Neil Sperry

Let’s take a look at the most critical tasks in October

Mixed garden pinks are winter-hardy and cheerful.
Mixed garden pinks are winter-hardy and cheerful. Special to the Star-Telegram

As I jotted down my list of the dozen (or so) things I’d rate as most important for landscapers and gardeners to get wrapped up this month, these are the ones that bobbed to the top of the barrel like a bright, freshly picked apple.

Rated in chronological order:

  • Finish all digging, dividing, replanting and sharing of spring-flowering perennials that have become crowded. This gives you the chance to rework their soil. That’s something that needs to be done every three or four years, and October is the prime time of the year. That list includes iris, daylilies, Shasta daisies, oxalis, sweet violets, St. Joseph’s lilies, trailing phlox, mallows (as they die down) and other perennials that bloom in spring and summer.

One word of warning: If your plants have thrived, don’t feel like you have to keep and replant all of the plants that you dig and divide.
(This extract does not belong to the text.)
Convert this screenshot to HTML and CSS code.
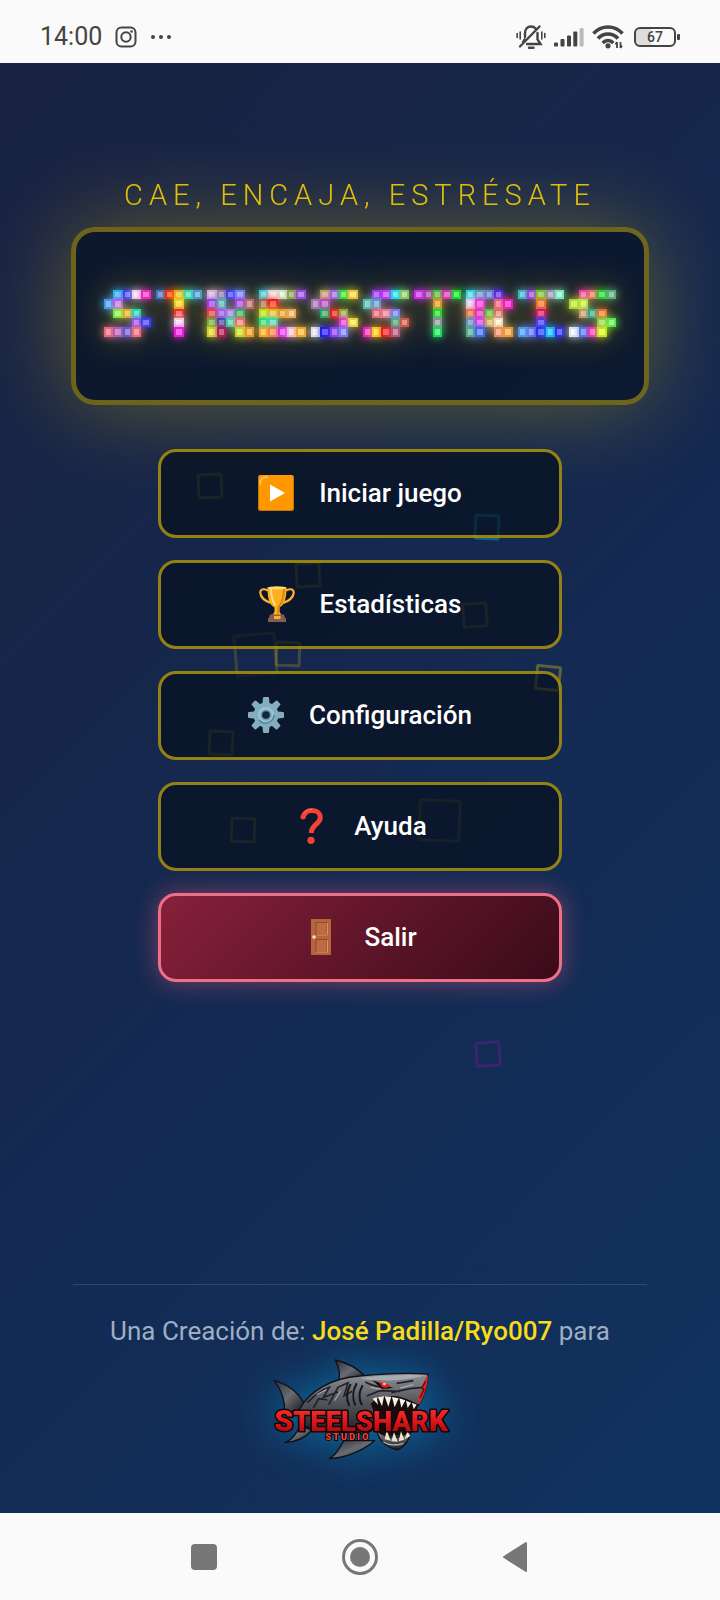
FILE: index.html
```
<!DOCTYPE html>
<html lang="es">
<head>
  <meta charset="UTF-8" />
  <meta name="viewport" content="width=device-width, initial-scale=1.0"/>
  <title>Stresstris</title>
  <link rel="stylesheet" href="styles.css">
</head>
<body>

  <!-- Status bar -->
  <header class="status-bar">
    <div class="status-group">
      <span class="clock">14:00</span>
      <svg class="icon-insta" viewBox="0 0 22 22" fill="none" stroke="#444" stroke-width="2">
        <rect x="1.5" y="1.5" width="19" height="19" rx="5"/>
        <circle cx="11" cy="11" r="4.7"/>
        <circle cx="16.5" cy="5.5" r="1.3" fill="#444" stroke="none"/>
      </svg>
      <svg class="icon-more" viewBox="0 0 22 6" fill="#444">
        <circle cx="3" cy="3" r="2"/><circle cx="11" cy="3" r="2"/><circle cx="19" cy="3" r="2"/>
      </svg>
    </div>
    <div class="status-group status-right">
      <svg class="icon-bell" viewBox="0 0 30 26" fill="none" stroke="#444" stroke-width="2.4" stroke-linecap="round">
        <path d="M9 13V9.500C9 5 11.500 2.500 15 2.500c2 0 3.500.7 4.500 2M21.500 9v6.500l3 4.500H11M8.500 15.500 7 18.500M4 22.500 23.500 2.500M13 23.800h4.500"/>
        <path d="M1.200 9.500v4M4.200 8v7M28.800 9.500v4M25.800 8v7" stroke-width="1.600"/>
      </svg>
      <svg class="icon-signal" viewBox="0 0 30 20" fill="#444">
        <rect x="0" y="15.500" width="4" height="4" rx="1"/>
        <rect x="6.500" y="12" width="4" height="7.500" rx="1"/>
        <rect x="13" y="8.500" width="4" height="11" rx="1"/>
        <rect x="19.300" y="4.500" width="4" height="15" rx="1"/>
        <rect x="25.600" y="1" width="4" height="18.500" rx="1" fill="#bbb"/>
      </svg>
      <svg class="icon-wifi" viewBox="0 0 32 24" fill="none" stroke="#444" stroke-width="3.600">
        <path d="M1.500 8.500C9.500-.2 22.500-.2 30.500 8.500M6 13.500c5.500-6 14.500-6 20 0M10.700 18c3-3.300 7.600-3.300 10.600 0"/>
        <circle cx="16" cy="20.800" r="2.600" fill="#444" stroke="none"/>
        <path d="M25 17v6M23.500 19.500 25 17M28.500 17v6M28.500 23l1.500-2.500" stroke-width="1.800"/>
      </svg>
      <span class="battery">67</span>
    </div>
  </header>

  <!-- Floating squares -->
  <div class="particles" aria-hidden="true">
    <span class="square p1"></span>
    <span class="square cyan p2"></span>
    <span class="square p3"></span>
    <span class="square p4"></span>
    <span class="square big p5"></span>
    <span class="square p6"></span>
    <span class="square bright p7"></span>
    <span class="square p8"></span>
    <span class="square p9"></span>
    <span class="square big p10"></span>
    <span class="square magenta p11"></span>
  </div>

  <main class="menu-screen">
    <p class="tagline">CAE, ENCAJA, ESTRÉSATE</p>
    <div class="logo-box">
      <div class="pixel-title" id="pixelTitle" role="img" aria-label="STRESSTRIS"></div>
    </div>

    <div class="menu">
      <button class="menu-btn" type="button">
        <svg class="menu-icon" viewBox="0 0 36 36">
          <rect width="36" height="36" rx="2" fill="#c77800"/>
          <rect x="1" y="0" width="34" height="35" rx="2" fill="#ff9800"/>
          <path d="M2 9C2 4 4 2 9 2" fill="none" stroke="#ffbd55" stroke-width="2" stroke-linecap="round"/>
          <path d="M12 9.500v17L27 18z" fill="#fff"/>
        </svg>
        <span>Iniciar juego</span>
      </button>
      <button class="menu-btn" type="button">
        <svg class="menu-icon" viewBox="0 0 36 36">
          <path d="M9 4.500C4 2 .8 3.500 1.300 7c.6 5 5 8 10.500 10M27 4.500c5-2.500 8.200-1 7.700 2.500-.6 5-5 8-10.500 10" fill="none" stroke="#ffb02e" stroke-width="2.200"/>
          <path d="M8.500 1.500h19C27.500 11 26 19 20.500 21.500v4l2.500 4.500H13l2.500-4.500v-4C10 19 8.500 11 8.500 1.500z" fill="#ffb020"/>
          <path d="M12 3c.3 8 1.500 13 4.500 16" fill="none" stroke="#ffe08a" stroke-width="2"/>
          <path d="M25 3c-.3 8-2 14-5 17.500l-1 7" fill="none" stroke="#db8312" stroke-width="2"/>
          <ellipse cx="18" cy="1.800" rx="9.500" ry="1.600" fill="#ffd968"/>
          <path d="M11 28.500h14l1 3.500h1v4H9v-4h1z" fill="#855c52"/>
          <rect x="15" y="30" width="6.500" height="3" fill="#ffb020"/>
        </svg>
        <span>Estadísticas</span>
      </button>
      <button class="menu-btn" type="button">
        <svg class="menu-icon" viewBox="0 0 36 36">
          <g fill="#82aec0">
            <circle cx="18" cy="18" r="12.500"/>
            <path id="tooth" d="M15 1q0-1 1-1h4q1 0 1 1l.8 8h-7.600zM15 35q0 1 1 1h4q1 0 1-1l.8-8h-7.600z"/>
            <use href="#tooth" transform="rotate(45 18 18)"/>
            <use href="#tooth" transform="rotate(90 18 18)"/>
            <use href="#tooth" transform="rotate(135 18 18)"/>
          </g>
          <circle cx="18" cy="18" r="8" fill="#9cc3d2"/>
          <path d="M11 23a8.500 8.500 0 0 0 15-5" fill="none" stroke="#5b8799" stroke-width="1.500"/>
          <circle cx="18" cy="18" r="5.500" fill="#6b97a9"/>
          <circle cx="18" cy="18" r="3.800" fill="#12263a"/>
        </svg>
        <span>Configuración</span>
      </button>
      <button class="menu-btn" type="button">
        <svg class="menu-icon" viewBox="0 0 36 36">
          <path d="M9.800 9.500C11.500 4 15 2.600 19 2.600c5.500 0 8.300 3 8.300 6.800 0 6.600-9 7-9 15.600" fill="none" stroke="#f44336" stroke-width="5"/>
          <circle cx="10" cy="8.900" r="2.500" fill="#f44336"/>
          <circle cx="18" cy="32.300" r="3.600" fill="#f44336"/>
          <path d="M11 5.500C13 2.500 16 1.400 19 1.400" fill="none" stroke="#ff7668" stroke-width="1"/>
        </svg>
        <span>Ayuda</span>
      </button>
      <button class="menu-btn exit-btn" type="button">
        <svg class="menu-icon" viewBox="0 0 36 36">
          <rect x="8" y="0" width="20" height="36" fill="#b5643c"/>
          <g stroke-width="1" fill="#bd6c42">
            <rect x="13" y="3.500" width="11" height="12" stroke="#8f4a28"/>
            <rect x="13" y="20.500" width="11" height="12" stroke="#8f4a28"/>
            <path d="M24.500 4v12h-11M24.500 21v12h-11" stroke="#dd9464" fill="none"/>
          </g>
          <circle cx="11" cy="18" r="1.800" fill="#f2e3d8"/>
        </svg>
        <span>Salir</span>
      </button>
    </div>
  </main>

  <footer class="credits">
    <p>Una Creación de: <strong>José Padilla/Ryo007</strong> para</p>
    <svg class="shark" viewBox="60 50 540 315" role="img" aria-label="SteelShark Studio">
      <defs>
        <linearGradient id="steel" x1="0" y1="0" x2="0" y2="1">
          <stop offset="0" stop-color="#8f9196"/>
          <stop offset=".45" stop-color="#55575d"/>
          <stop offset="1" stop-color="#1d1f24"/>
        </linearGradient>
        <linearGradient id="fin" x1="0" y1="0" x2="1" y2="1">
          <stop offset="0" stop-color="#2a2c32"/>
          <stop offset=".5" stop-color="#696c72"/>
          <stop offset="1" stop-color="#16181d"/>
        </linearGradient>
        <linearGradient id="blood" x1="0" y1="0" x2="0" y2="1">
          <stop offset="0" stop-color="#ff3a36"/>
          <stop offset=".55" stop-color="#dd1519"/>
          <stop offset="1" stop-color="#8d070b"/>
        </linearGradient>
      </defs>
      <!-- fins and tail -->
      <g fill="url(#fin)" stroke="#101116" stroke-width="4" stroke-linejoin="round">
        <path d="M256 62c34 8 64 22 88 48l-78 14c6-22 0-42-10-62z"/>
        <path d="M72 123c40 12 70 32 88 66l-12 28-44 2c2-36-12-70-32-96z"/>
        <path d="M104 310c24-8 34-28 46-50l36 12c-20 24-48 36-82 38z"/>
        <path d="M238 358c24-12 28-32 44-54h92c-36 30-86 50-136 54z"/>
      </g>
      <!-- body -->
      <path d="M148 210c30-54 96-94 180-100 60-6 146-10 206-6-2 30-10 66-28 94-14-6-30-14-50-20-30-10-62-8-92 16l30 62-50 30-190-26z" fill="url(#steel)" stroke="#101116" stroke-width="4" stroke-linejoin="round"/>
      <path d="M330 116c60-9 130-11 196-8-40 12-96 18-140 14-20 0-40 0-56-6z" fill="#a9abb0"/>
      <path d="M346 128c20 12 46 16 70 18M172 190c20-18 32-34 66-46l-18 30 44-16M236 196l28-52 30-14-12 40 24-14M190 206l16-28 26 4M440 132l50-8M424 160l56-12 40-4M350 170l40-16 60 2" fill="none" stroke="#202228" stroke-width="5"/>
      <path d="M302 134c-14 24-14 46-4 66M320 132c-14 26-14 44-4 66M338 138c-12 20-12 42-2 60" fill="none" stroke="#15161b" stroke-width="6"/>
      <path d="M200 166l30-16M254 184l18-30M362 144l30 6M450 146l40-10" stroke="#b8babf" stroke-width="3"/>
      <!-- eye -->
      <path d="M366 122l64 24-34 2z" fill="#0d0e12"/>
      <path d="M386 128l36 10q-12 12-26 4z" fill="#f3191b"/>
      <circle cx="403" cy="134" r="4" fill="#ffc2b0"/>
      <!-- bloody snout -->
      <path d="M534 108c-2 32-10 60-26 88-8-20 4-34 8-52 4-14 10-26 18-36z" fill="#df2720"/>
      <path d="M526 126l-10 20 6 4-12 26" fill="none" stroke="#5d0b0a" stroke-width="4"/>
      <!-- mouth -->
      <path d="M366 190c32-28 88-28 138 6-4 28-16 50-32 90l-86 6z" fill="#190b0d"/>
      <path d="M368 178l12-4 4 22zM384 174l18-3-6 30zM404 171l20 1-9 30zM426 173l20 4-12 27zM448 177l18 6-12 22zM468 184l15 6-10 16zM486 190l14 6-9 14z" fill="#f4f0e6"/>
      <!-- lower jaw -->
      <path d="M380 274c30 24 66 28 102 2-4 26-16 44-38 56-32-6-56-26-64-58z" fill="url(#steel)" stroke="#101116" stroke-width="4"/>
      <path d="M404 300l6-28 12 32zM424 306l8-28 11 29zM446 306l7-30 10 25zM464 300l8-24 9 14z" fill="#f0e2c4"/>
      <path d="M400 308c16 10 40 12 60 4" fill="none" stroke="#aeb0b5" stroke-width="4"/>
      <text class="shark-name" x="334" y="274" text-anchor="middle"><tspan class="cap">S</tspan>TEELSHAR<tspan class="cap">K</tspan></text>
      <text class="shark-sub" x="294" y="303" text-anchor="middle">STUDIO</text>
    </svg>
  </footer>

  <!-- Navigation bar -->
  <nav class="nav-bar">
    <button class="nav-btn" type="button" aria-label="Recientes">
      <svg viewBox="0 0 36 36"><rect x="5" y="5" width="26" height="26" rx="4" fill="#777"/></svg>
    </button>
    <button class="nav-btn" type="button" aria-label="Inicio">
      <svg viewBox="0 0 36 36">
        <circle cx="18" cy="18" r="16.500" fill="none" stroke="#777" stroke-width="3"/>
        <circle cx="18" cy="18" r="10" fill="#777"/>
      </svg>
    </button>
    <button class="nav-btn" type="button" aria-label="Atrás">
      <svg viewBox="0 0 36 36"><path d="M6 18 28 4v28z" fill="#777" stroke="#777" stroke-width="2" stroke-linejoin="round"/></svg>
    </button>
  </nav>

  <script src="script.js"></script>
</body>
</html>
```
FILE: styles.css
```
* {
  box-sizing: border-box;
  margin: 0;
  padding: 0;
}
body {
  font-family: Roboto, "Noto Sans", sans-serif;
  background: linear-gradient(135deg, #1a2240 0%, #15284f 45%, #0f3461 100%);
  color: #fff;
  display: flex;
  flex-direction: column;
  min-height: 100vh;
  position: relative;
  overflow-x: hidden;
}

/* Status bar */
.status-bar {
  display: flex;
  justify-content: space-between;
  align-items: center;
  height: 63px;
  padding: 10px 40px 0;
  background: #fafafa;
  color: #444;
}
.status-group {
  display: flex;
  align-items: center;
  gap: 13px;
}
.status-right {
  gap: 8px;
}
.clock {
  font-size: 25px;
  line-height: 28px;
}
.icon-insta {
  width: 22px;
  height: 22px;
}
.icon-more {
  width: 22px;
  height: 6px;
}
.icon-bell {
  width: 30px;
  height: 26px;
}
.icon-signal {
  width: 30px;
  height: 20px;
}
.icon-wifi {
  width: 32px;
  height: 24px;
}
.battery {
  position: relative;
  width: 42px;
  height: 20px;
  margin: 0 4px 0 2px;
  border: 2px solid #444;
  border-radius: 6px;
  background: linear-gradient(90deg, #ddd 0 40%, transparent 40%);
  font-size: 14px;
  font-weight: 500;
  line-height: 16px;
  text-align: center;
}
.battery::after {
  content: "";
  position: absolute;
  right: -6px;
  top: 5px;
  width: 3px;
  height: 6px;
  border-radius: 1px;
  background: #444;
}

/* Floating squares */
.particles {
  position: absolute;
  inset: 0;
  overflow: hidden;
  pointer-events: none;
}
.square {
  position: absolute;
  width: 26px;
  height: 26px;
  border: 3px solid #ffd700;
  border-radius: 2px;
  opacity: 0.2;
}
.square.big {
  width: 43px;
  height: 43px;
  opacity: 0.16;
}
.square.bright { opacity: 0.32; }
.square.cyan { border-color: #00ffff; opacity: 0.28; }
.square.magenta { border-color: #ff00ff; opacity: 0.17; }
.p1 { left: 197px; top: 473px; transform: rotate(-2deg); }
.p2 { left: 474px; top: 514px; transform: rotate(3deg); }
.p3 { left: 295px; top: 562px; transform: rotate(-3deg); }
.p4 { left: 462px; top: 602px; transform: rotate(-4deg); }
.p5 { left: 234px; top: 633px; transform: rotate(-5deg); }
.p6 { left: 275px; top: 641px; transform: rotate(2deg); }
.p7 { left: 535px; top: 665px; transform: rotate(6deg); }
.p8 { left: 208px; top: 730px; transform: rotate(3deg); }
.p9 { left: 230px; top: 817px; transform: rotate(1deg); }
.p10 { left: 418px; top: 799px; transform: rotate(2deg); }
.p11 { left: 475px; top: 1041px; transform: rotate(-4deg); }

/* Menu screen */
.menu-screen {
  position: relative;
  flex: 1;
  display: flex;
  flex-direction: column;
  align-items: center;
  padding: 112px 71px 0;
}
.tagline {
  font-size: 29px;
  font-weight: 300;
  line-height: 40px;
  letter-spacing: 6px;
  color: #ffd700;
  opacity: 0.85;
  margin-bottom: 12px;
}
.logo-box {
  width: 100%;
  padding: 58px 28px 63px;
  border: 5px solid rgba(255, 215, 0, 0.4);
  border-radius: 24px;
  background: rgba(9, 20, 38, 0.75);
  box-shadow: 0 0 90px rgba(255, 215, 0, 0.32);
}
.pixel-title {
  display: flex;
  gap: 5px;
  filter: drop-shadow(0 0 16px rgba(255, 215, 0, 0.3));
}
.letter {
  flex: 1;
  display: grid;
  grid-template-columns: repeat(5, 1fr);
}
.cell {
  aspect-ratio: 1;
}
.cell.on {
  border: 2px solid rgba(0, 0, 0, 0.1);
  box-shadow: 0 0 8px currentColor, inset 0 0 0 9px rgba(255, 255, 255, 0.3);
}
.menu {
  display: flex;
  flex-direction: column;
  gap: 22px;
  width: 70%;
  margin-top: 44px;
}
.menu-btn {
  display: flex;
  align-items: center;
  justify-content: center;
  gap: 25px;
  height: 89px;
  border: 3px solid rgba(255, 215, 0, 0.56);
  border-radius: 18px;
  background: rgba(4, 14, 26, 0.65);
  color: #fff;
  font-family: inherit;
  font-size: 26px;
  font-weight: 500;
  cursor: pointer;
}
.menu-icon {
  width: 36px;
  height: 36px;
}
.exit-btn {
  border-color: #ee7088;
  background: linear-gradient(135deg, #87203a, #3a0b1a);
  box-shadow: 0 0 24px rgba(255, 90, 120, 0.45);
}

/* Credits */
.credits {
  position: relative;
  display: flex;
  flex-direction: column;
  align-items: center;
  margin: 0 73px;
  padding: 30px 0 52px;
  border-top: 1px solid rgba(255, 255, 255, 0.12);
  font-size: 26px;
  line-height: 32px;
  color: #9fadc5;
}
.credits strong {
  font-weight: 500;
  color: #f8dc1a;
}
.shark {
  width: 180px;
  height: 105px;
  margin-top: 9px;
  overflow: visible;
  filter: drop-shadow(0 0 20px rgba(0, 190, 255, 0.4));
}
.shark-name {
  font-family: Roboto, sans-serif;
  font-size: 82px;
  font-weight: 900;
  fill: url(#blood);
  stroke: #150305;
  stroke-width: 9px;
  stroke-linejoin: round;
  paint-order: stroke;
}
.shark-name .cap {
  font-size: 90px;
}
.shark-sub {
  font-family: Roboto, sans-serif;
  font-size: 28px;
  font-weight: 900;
  letter-spacing: 6px;
  fill: #ee4436;
  stroke: #150305;
  stroke-width: 6px;
  paint-order: stroke;
}

/* Navigation bar */
.nav-bar {
  position: relative;
  display: flex;
  justify-content: center;
  align-items: center;
  gap: 120px;
  height: 87px;
  background: #fafafa;
}
.nav-btn {
  width: 36px;
  height: 36px;
  border: none;
  background: none;
  cursor: pointer;
}
.nav-btn svg {
  display: block;
}
```
FILE: script.js
```
const pixelTitle = document.getElementById('pixelTitle');

// One entry per letter: 5 rows of 5 cells, "-" is an empty cell
const letters = [
  '- 3cf 44f fef f3c | 4af c6f - - - | - 8f5 fb3 3eb - | - - - a6f 44f | f78 c6b 66d f78 -',
  '48d f31 fb2 4eb 5ad | - - fe2 - - | - - f33 - - | - - fef - - | - - f2e - -',
  'ece b8a 44f 79f - | a4f 5cb - b4f c77 | f44 b6f c8f 4b6 - | 7b4 54b 4eb f78 - | ee3 b26 - ce3 fa3',
  '4de fee efe 9b5 a5e | a76 f22 - - - | de2 fc3 fa3 fb6 - | 3e8 4ec - - - | fb3 f94 e3f fce fb3',
  '- cb6 b6f 3e4 fd4 | a8b c5c - - - | - 3b7 f22 9b4 - | - - - f3e fe4 | fff 22f 94f 88f -',
  '- a4f d3f 2ef 9d7 | 6cb 6ad - - - | - e78 f89 88f - | - - - 4c9 d65 | f2c fe2 f22 b68 -',
  'd3f b4b 4d4 e3c 2e3 | - - f93 - - | - - 2e3 - - | - - a9a - - | - - 2e6 - -',
  '3ee 6ac 79d 53f - | eef f4e - f78 f2c | f84 f3c 5d4 e77 - | 6ac e4f db5 ffd - | 6b9 47f - f97 fa4',
  '4cc a4f 7d3 a9b 8fc | - - f83 - - | - - e26 - - | - - 54f - - | 5af 78f 33f 2df 33f',
  '- f4b f77 3d3 6b8 | be3 cf4 - - - | - da7 3b9 f73 - | - - - 9d5 6f5 | fff 58f f3c df2 -'
];

letters.forEach(rows => {
  const letter = document.createElement('div');
  letter.classList.add('letter');
  rows.replace(/\| /g, '').split(' ').forEach(color => {
    const cell = document.createElement('span');
    cell.classList.add('cell');
    if (color !== '-') {
      cell.classList.add('on');
      cell.style.color = `#${color}`;
      cell.style.backgroundColor = `#${color}`;
    }
    letter.appendChild(cell);
  });
  pixelTitle.appendChild(letter);
});
```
If you have more than you want, and if you can’t find friends who need any more, send the extras to the compost. There’s no point in replanted them into an overcrowded situation.

  • Buy your spring-flowering bulbs while supplies are at their best. Buy the highest possible quality bulbs you can find. Beware of bargain bulbs at mass merchandisers. They’re almost sure to disappoint you. Buy daffodil varieties like Carlton, Ice Follies, and others that are known to be good “repeaters” (come back year after year). Avoid the big, late-flowering types like King Alfred and Mount Hood that only bloom one year, then never again. If you buy tulips, refrigerate them for at least 45 days to give them the required chilling. Plant them the last two weeks of December for best bloom.
  • Buy and plant cool-season color plants. Start out with pansies and violas since they’re the most winter-hardy. Pinks (single, hardy carnation relatives) come next. Then ornamental cabbage and kale, followed by sweet alyssum and snapdragons, among others.
  • Tidy up your perennial garden to remove browned leaves, spent flower stalks and seedheads. You’ll probably have one more clean-up following the first killing freeze. At that point the tops of plants like mums, mallows, bananas and others will have frozen flush with the soil and their tops can be removed.
  • Prune to remove branches that are dead or damaged while you can easily distinguish them from the rest of your trees’ limbs. Those old, dried branches can snap off with the weight and wind of a winter ice storm. Don’t talk a chance. Get them out now.
  • Keep mowing your lawn at the recommended height right up to first frost. Letting the grass grow taller does not provide it a “blanket” of warmth in the winter as some will lead you to believe. Truth is, tall grass quickly becomes weak grass that’s more subject to invasion by weeds.
  • Use your regular mowings to remove fallen tree leaves. Mulch them back into the turfgrass. They will supply much-needed nutrients and organic matter into the soil. There will be, however, a 2- or 3-week period of peak leaf drop when there will be too many leaves for the lawn to absorb. At those times, collect the bagged clippings and put them into the compost pile or use them as garden mulch beneath your shrubs and around your perennials. Do not send them to the landfill.
  • Keep a close eye out for brown patch in your St. Augustine. It’s a fungal disease that will always show up once temperatures break in late September going into October. The grass will turn yellow, then quickly brown in 18- or 24-inch circles. When you pull on infected leaves they come loose easily, separating from their runners as if they were old, wet facial tissue. The fungicide Azoxystrobin will stop further development of the disease and the lawn will bounce back.
  • Apply a glyphosate spray to any lawn area you intend to convert into new flower or vegetable garden space by early spring. That particular herbicide kills grasses like bermuda and St. Augustine without going into the soil and offering any ill effects on the next crop you might plant there. But it must be applied to green and actively growing tissues, so your time is quickly running out. Once your lawn experiences its first freeze it will be too late.
  • Nurseries are already beginning to reduce prices on their trees, shrubs, vines and groundcovers. Hopefully you’ve seen my notes here before – notes saying that October is the very best month of the entire year to plant new woody plants into your landscape. It gives them maximum time to establish new roots and become prepared for Summer 2021. Nurserymen also have more time to work with you now than they will in the spring, and their nursery stock is fuller and larger now than it will be when new merchandise begins to arrive in March and April. The weather is great. This is your chance to upgrade your plantings!
  • Build or buy yourself a greenhouse. I had to include one task to reward you. If you’re an avid gardener, you’ll never enjoy anything more than having a place to putter around when it’s cold and windy outside. You and your tropicals can spend cozy and warm time together, preparing for the next growing season outdoors. I’ve never been through a winter without access to a greenhouse, and I hope I never will have to experience one.